Set the listing down again in full, word for word, with the pictures left out.

* begin INFORMATION SUPPLIED *

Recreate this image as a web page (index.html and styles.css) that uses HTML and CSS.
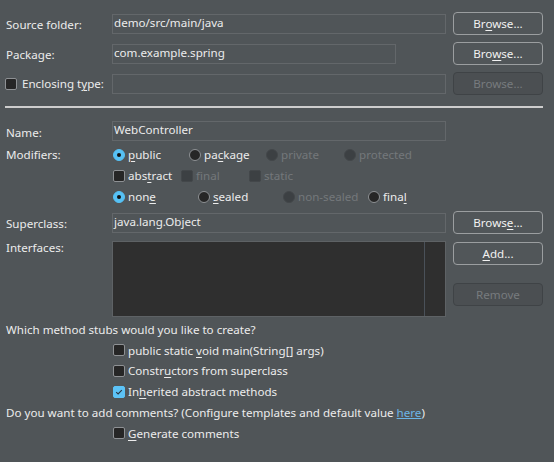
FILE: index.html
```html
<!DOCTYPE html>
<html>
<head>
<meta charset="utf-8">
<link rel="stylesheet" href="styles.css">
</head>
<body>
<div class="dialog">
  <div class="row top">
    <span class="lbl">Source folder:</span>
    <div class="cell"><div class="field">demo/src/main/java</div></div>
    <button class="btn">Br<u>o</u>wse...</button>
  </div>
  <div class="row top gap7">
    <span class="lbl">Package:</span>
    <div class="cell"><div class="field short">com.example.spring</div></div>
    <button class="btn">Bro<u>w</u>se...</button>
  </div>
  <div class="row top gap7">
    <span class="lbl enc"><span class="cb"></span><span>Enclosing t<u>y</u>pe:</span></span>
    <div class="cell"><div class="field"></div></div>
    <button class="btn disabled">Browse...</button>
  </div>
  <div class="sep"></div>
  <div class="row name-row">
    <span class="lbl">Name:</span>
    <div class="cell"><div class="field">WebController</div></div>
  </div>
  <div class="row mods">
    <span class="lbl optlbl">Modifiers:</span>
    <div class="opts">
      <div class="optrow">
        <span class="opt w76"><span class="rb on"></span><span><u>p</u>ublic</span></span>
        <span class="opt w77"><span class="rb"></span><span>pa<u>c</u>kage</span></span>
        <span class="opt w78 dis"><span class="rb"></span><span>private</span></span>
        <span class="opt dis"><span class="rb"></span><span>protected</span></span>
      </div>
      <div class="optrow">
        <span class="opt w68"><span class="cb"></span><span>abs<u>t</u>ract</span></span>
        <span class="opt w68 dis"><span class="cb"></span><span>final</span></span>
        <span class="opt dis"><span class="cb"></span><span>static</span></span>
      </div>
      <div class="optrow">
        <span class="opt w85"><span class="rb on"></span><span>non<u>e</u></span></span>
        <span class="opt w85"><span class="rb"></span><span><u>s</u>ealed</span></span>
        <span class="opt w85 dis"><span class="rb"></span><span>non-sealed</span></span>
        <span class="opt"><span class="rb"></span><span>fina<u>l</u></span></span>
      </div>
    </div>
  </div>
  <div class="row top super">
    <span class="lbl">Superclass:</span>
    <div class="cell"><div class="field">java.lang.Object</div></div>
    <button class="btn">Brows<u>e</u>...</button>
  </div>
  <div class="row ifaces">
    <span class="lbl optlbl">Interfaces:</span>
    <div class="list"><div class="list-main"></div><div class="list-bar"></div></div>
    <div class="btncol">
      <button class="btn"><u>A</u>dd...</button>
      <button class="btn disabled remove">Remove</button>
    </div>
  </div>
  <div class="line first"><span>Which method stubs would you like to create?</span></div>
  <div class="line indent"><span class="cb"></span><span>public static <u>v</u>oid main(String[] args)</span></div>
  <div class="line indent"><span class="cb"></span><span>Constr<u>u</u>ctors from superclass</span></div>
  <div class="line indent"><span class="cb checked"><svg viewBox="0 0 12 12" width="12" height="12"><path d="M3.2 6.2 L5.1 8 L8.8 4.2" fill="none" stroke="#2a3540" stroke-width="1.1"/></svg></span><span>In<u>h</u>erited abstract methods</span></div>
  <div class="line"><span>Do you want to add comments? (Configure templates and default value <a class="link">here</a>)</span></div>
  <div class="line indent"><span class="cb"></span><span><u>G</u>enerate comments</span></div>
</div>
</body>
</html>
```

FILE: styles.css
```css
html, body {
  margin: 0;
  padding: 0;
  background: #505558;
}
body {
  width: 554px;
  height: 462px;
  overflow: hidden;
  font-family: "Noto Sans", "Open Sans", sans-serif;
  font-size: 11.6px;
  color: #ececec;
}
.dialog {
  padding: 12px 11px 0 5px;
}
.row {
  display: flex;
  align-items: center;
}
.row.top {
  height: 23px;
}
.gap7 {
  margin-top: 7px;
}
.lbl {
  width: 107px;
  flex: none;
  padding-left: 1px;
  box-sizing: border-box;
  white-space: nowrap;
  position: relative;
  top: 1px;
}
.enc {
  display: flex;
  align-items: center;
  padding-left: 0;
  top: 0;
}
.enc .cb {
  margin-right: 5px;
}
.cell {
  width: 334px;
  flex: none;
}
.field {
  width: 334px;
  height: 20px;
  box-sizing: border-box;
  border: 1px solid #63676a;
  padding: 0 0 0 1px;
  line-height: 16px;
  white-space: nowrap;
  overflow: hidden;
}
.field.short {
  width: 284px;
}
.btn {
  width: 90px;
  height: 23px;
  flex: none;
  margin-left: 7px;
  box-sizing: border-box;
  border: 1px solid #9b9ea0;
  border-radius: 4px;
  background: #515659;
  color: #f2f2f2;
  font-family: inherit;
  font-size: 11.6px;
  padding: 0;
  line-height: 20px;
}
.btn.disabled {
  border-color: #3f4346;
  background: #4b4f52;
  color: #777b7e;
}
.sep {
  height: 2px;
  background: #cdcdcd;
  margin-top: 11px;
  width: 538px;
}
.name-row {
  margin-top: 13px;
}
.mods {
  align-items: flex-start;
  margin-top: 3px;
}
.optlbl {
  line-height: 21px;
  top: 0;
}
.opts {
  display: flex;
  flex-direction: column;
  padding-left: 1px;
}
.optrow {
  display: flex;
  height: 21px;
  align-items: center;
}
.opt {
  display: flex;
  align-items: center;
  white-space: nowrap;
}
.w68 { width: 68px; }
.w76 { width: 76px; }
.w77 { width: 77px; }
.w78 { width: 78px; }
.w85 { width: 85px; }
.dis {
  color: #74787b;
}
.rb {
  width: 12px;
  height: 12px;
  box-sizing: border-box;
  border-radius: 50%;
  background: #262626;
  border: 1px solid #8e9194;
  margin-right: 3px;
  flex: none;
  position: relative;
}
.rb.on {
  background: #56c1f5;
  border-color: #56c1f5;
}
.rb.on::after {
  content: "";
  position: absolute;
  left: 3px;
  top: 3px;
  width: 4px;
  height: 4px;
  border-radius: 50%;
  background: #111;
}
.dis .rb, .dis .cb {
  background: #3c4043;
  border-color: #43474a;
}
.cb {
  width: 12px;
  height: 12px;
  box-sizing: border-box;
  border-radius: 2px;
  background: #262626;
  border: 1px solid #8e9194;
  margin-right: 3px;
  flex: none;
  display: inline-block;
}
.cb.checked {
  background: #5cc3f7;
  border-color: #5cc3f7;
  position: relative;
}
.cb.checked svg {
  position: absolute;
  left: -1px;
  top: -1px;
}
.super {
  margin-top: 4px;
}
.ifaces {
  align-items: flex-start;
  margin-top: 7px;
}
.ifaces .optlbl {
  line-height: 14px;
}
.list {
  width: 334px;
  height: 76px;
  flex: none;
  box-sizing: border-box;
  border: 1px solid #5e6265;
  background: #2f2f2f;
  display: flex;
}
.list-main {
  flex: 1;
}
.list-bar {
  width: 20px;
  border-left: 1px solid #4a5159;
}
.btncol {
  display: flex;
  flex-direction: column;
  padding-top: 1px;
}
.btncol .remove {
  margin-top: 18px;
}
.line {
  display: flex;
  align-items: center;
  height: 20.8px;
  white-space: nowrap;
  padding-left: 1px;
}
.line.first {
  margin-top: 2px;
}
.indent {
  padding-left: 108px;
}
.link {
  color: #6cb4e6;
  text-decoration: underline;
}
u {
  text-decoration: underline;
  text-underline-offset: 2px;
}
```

* end INFORMATION SUPPLIED *

#### [EXPECTED ANSWER]
Recreate this image as a web page (index.html and styles.css) that uses HTML and CSS.
FILE: index.html
```html
<!DOCTYPE html>
<html>
<head>
<meta charset="utf-8">
<link rel="stylesheet" href="styles.css">
</head>
<body>
<div class="dialog">
  <div class="row top">
    <span class="lbl">Source folder:</span>
    <div class="cell"><div class="field">demo/src/main/java</div></div>
    <button class="btn">Br<u>o</u>wse...</button>
  </div>
  <div class="row top gap7">
    <span class="lbl">Package:</span>
    <div class="cell"><div class="field short">com.example.spring</div></div>
    <button class="btn">Bro<u>w</u>se...</button>
  </div>
  <div class="row top gap7">
    <span class="lbl enc"><span class="cb"></span><span>Enclosing t<u>y</u>pe:</span></span>
    <div class="cell"><div class="field"></div></div>
    <button class="btn disabled">Browse...</button>
  </div>
  <div class="sep"></div>
  <div class="row name-row">
    <span class="lbl">Name:</span>
    <div class="cell"><div class="field">WebController</div></div>
  </div>
  <div class="row mods">
    <span class="lbl optlbl">Modifiers:</span>
    <div class="opts">
      <div class="optrow">
        <span class="opt w76"><span class="rb on"></span><span><u>p</u>ublic</span></span>
        <span class="opt w77"><span class="rb"></span><span>pa<u>c</u>kage</span></span>
        <span class="opt w78 dis"><span class="rb"></span><span>private</span></span>
        <span class="opt dis"><span class="rb"></span><span>protected</span></span>
      </div>
      <div class="optrow">
        <span class="opt w68"><span class="cb"></span><span>abs<u>t</u>ract</span></span>
        <span class="opt w68 dis"><span class="cb"></span><span>final</span></span>
        <span class="opt dis"><span class="cb"></span><span>static</span></span>
      </div>
      <div class="optrow">
        <span class="opt w85"><span class="rb on"></span><span>non<u>e</u></span></span>
        <span class="opt w85"><span class="rb"></span><span><u>s</u>ealed</span></span>
        <span class="opt w85 dis"><span class="rb"></span><span>non-sealed</span></span>
        <span class="opt"><span class="rb"></span><span>fina<u>l</u></span></span>
      </div>
    </div>
  </div>
  <div class="row top super">
    <span class="lbl">Superclass:</span>
    <div class="cell"><div class="field">java.lang.Object</div></div>
    <button class="btn">Brows<u>e</u>...</button>
  </div>
  <div class="row ifaces">
    <span class="lbl optlbl">Interfaces:</span>
    <div class="list"><div class="list-main"></div><div class="list-bar"></div></div>
    <div class="btncol">
      <button class="btn"><u>A</u>dd...</button>
      <button class="btn disabled remove">Remove</button>
    </div>
  </div>
  <div class="line first"><span>Which method stubs would you like to create?</span></div>
  <div class="line indent"><span class="cb"></span><span>public static <u>v</u>oid main(String[] args)</span></div>
  <div class="line indent"><span class="cb"></span><span>Constr<u>u</u>ctors from superclass</span></div>
  <div class="line indent"><span class="cb checked"><svg viewBox="0 0 12 12" width="12" height="12"><path d="M3.2 6.2 L5.1 8 L8.8 4.2" fill="none" stroke="#2a3540" stroke-width="1.1"/></svg></span><span>In<u>h</u>erited abstract methods</span></div>
  <div class="line"><span>Do you want to add comments? (Configure templates and default value <a class="link">here</a>)</span></div>
  <div class="line indent"><span class="cb"></span><span><u>G</u>enerate comments</span></div>
</div>
</body>
</html>
```

FILE: styles.css
```css
html, body {
  margin: 0;
  padding: 0;
  background: #505558;
}
body {
  width: 554px;
  height: 462px;
  overflow: hidden;
  font-family: "Noto Sans", "Open Sans", sans-serif;
  font-size: 11.6px;
  color: #ececec;
}
.dialog {
  padding: 12px 11px 0 5px;
}
.row {
  display: flex;
  align-items: center;
}
.row.top {
  height: 23px;
}
.gap7 {
  margin-top: 7px;
}
.lbl {
  width: 107px;
  flex: none;
  padding-left: 1px;
  box-sizing: border-box;
  white-space: nowrap;
  position: relative;
  top: 1px;
}
.enc {
  display: flex;
  align-items: center;
  padding-left: 0;
  top: 0;
}
.enc .cb {
  margin-right: 5px;
}
.cell {
  width: 334px;
  flex: none;
}
.field {
  width: 334px;
  height: 20px;
  box-sizing: border-box;
  border: 1px solid #63676a;
  padding: 0 0 0 1px;
  line-height: 16px;
  white-space: nowrap;
  overflow: hidden;
}
.field.short {
  width: 284px;
}
.btn {
  width: 90px;
  height: 23px;
  flex: none;
  margin-left: 7px;
  box-sizing: border-box;
  border: 1px solid #9b9ea0;
  border-radius: 4px;
  background: #515659;
  color: #f2f2f2;
  font-family: inherit;
  font-size: 11.6px;
  padding: 0;
  line-height: 20px;
}
.btn.disabled {
  border-color: #3f4346;
  background: #4b4f52;
  color: #777b7e;
}
.sep {
  height: 2px;
  background: #cdcdcd;
  margin-top: 11px;
  width: 538px;
}
.name-row {
  margin-top: 13px;
}
.mods {
  align-items: flex-start;
  margin-top: 3px;
}
.optlbl {
  line-height: 21px;
  top: 0;
}
.opts {
  display: flex;
  flex-direction: column;
  padding-left: 1px;
}
.optrow {
  display: flex;
  height: 21px;
  align-items: center;
}
.opt {
  display: flex;
  align-items: center;
  white-space: nowrap;
}
.w68 { width: 68px; }
.w76 { width: 76px; }
.w77 { width: 77px; }
.w78 { width: 78px; }
.w85 { width: 85px; }
.dis {
  color: #74787b;
}
.rb {
  width: 12px;
  height: 12px;
  box-sizing: border-box;
  border-radius: 50%;
  background: #262626;
  border: 1px solid #8e9194;
  margin-right: 3px;
  flex: none;
  position: relative;
}
.rb.on {
  background: #56c1f5;
  border-color: #56c1f5;
}
.rb.on::after {
  content: "";
  position: absolute;
  left: 3px;
  top: 3px;
  width: 4px;
  height: 4px;
  border-radius: 50%;
  background: #111;
}
.dis .rb, .dis .cb {
  background: #3c4043;
  border-color: #43474a;
}
.cb {
  width: 12px;
  height: 12px;
  box-sizing: border-box;
  border-radius: 2px;
  background: #262626;
  border: 1px solid #8e9194;
  margin-right: 3px;
  flex: none;
  display: inline-block;
}
.cb.checked {
  background: #5cc3f7;
  border-color: #5cc3f7;
  position: relative;
}
.cb.checked svg {
  position: absolute;
  left: -1px;
  top: -1px;
}
.super {
  margin-top: 4px;
}
.ifaces {
  align-items: flex-start;
  margin-top: 7px;
}
.ifaces .optlbl {
  line-height: 14px;
}
.list {
  width: 334px;
  height: 76px;
  flex: none;
  box-sizing: border-box;
  border: 1px solid #5e6265;
  background: #2f2f2f;
  display: flex;
}
.list-main {
  flex: 1;
}
.list-bar {
  width: 20px;
  border-left: 1px solid #4a5159;
}
.btncol {
  display: flex;
  flex-direction: column;
  padding-top: 1px;
}
.btncol .remove {
  margin-top: 18px;
}
.line {
  display: flex;
  align-items: center;
  height: 20.8px;
  white-space: nowrap;
  padding-left: 1px;
}
.line.first {
  margin-top: 2px;
}
.indent {
  padding-left: 108px;
}
.link {
  color: #6cb4e6;
  text-decoration: underline;
}
u {
  text-decoration: underline;
  text-underline-offset: 2px;
}
```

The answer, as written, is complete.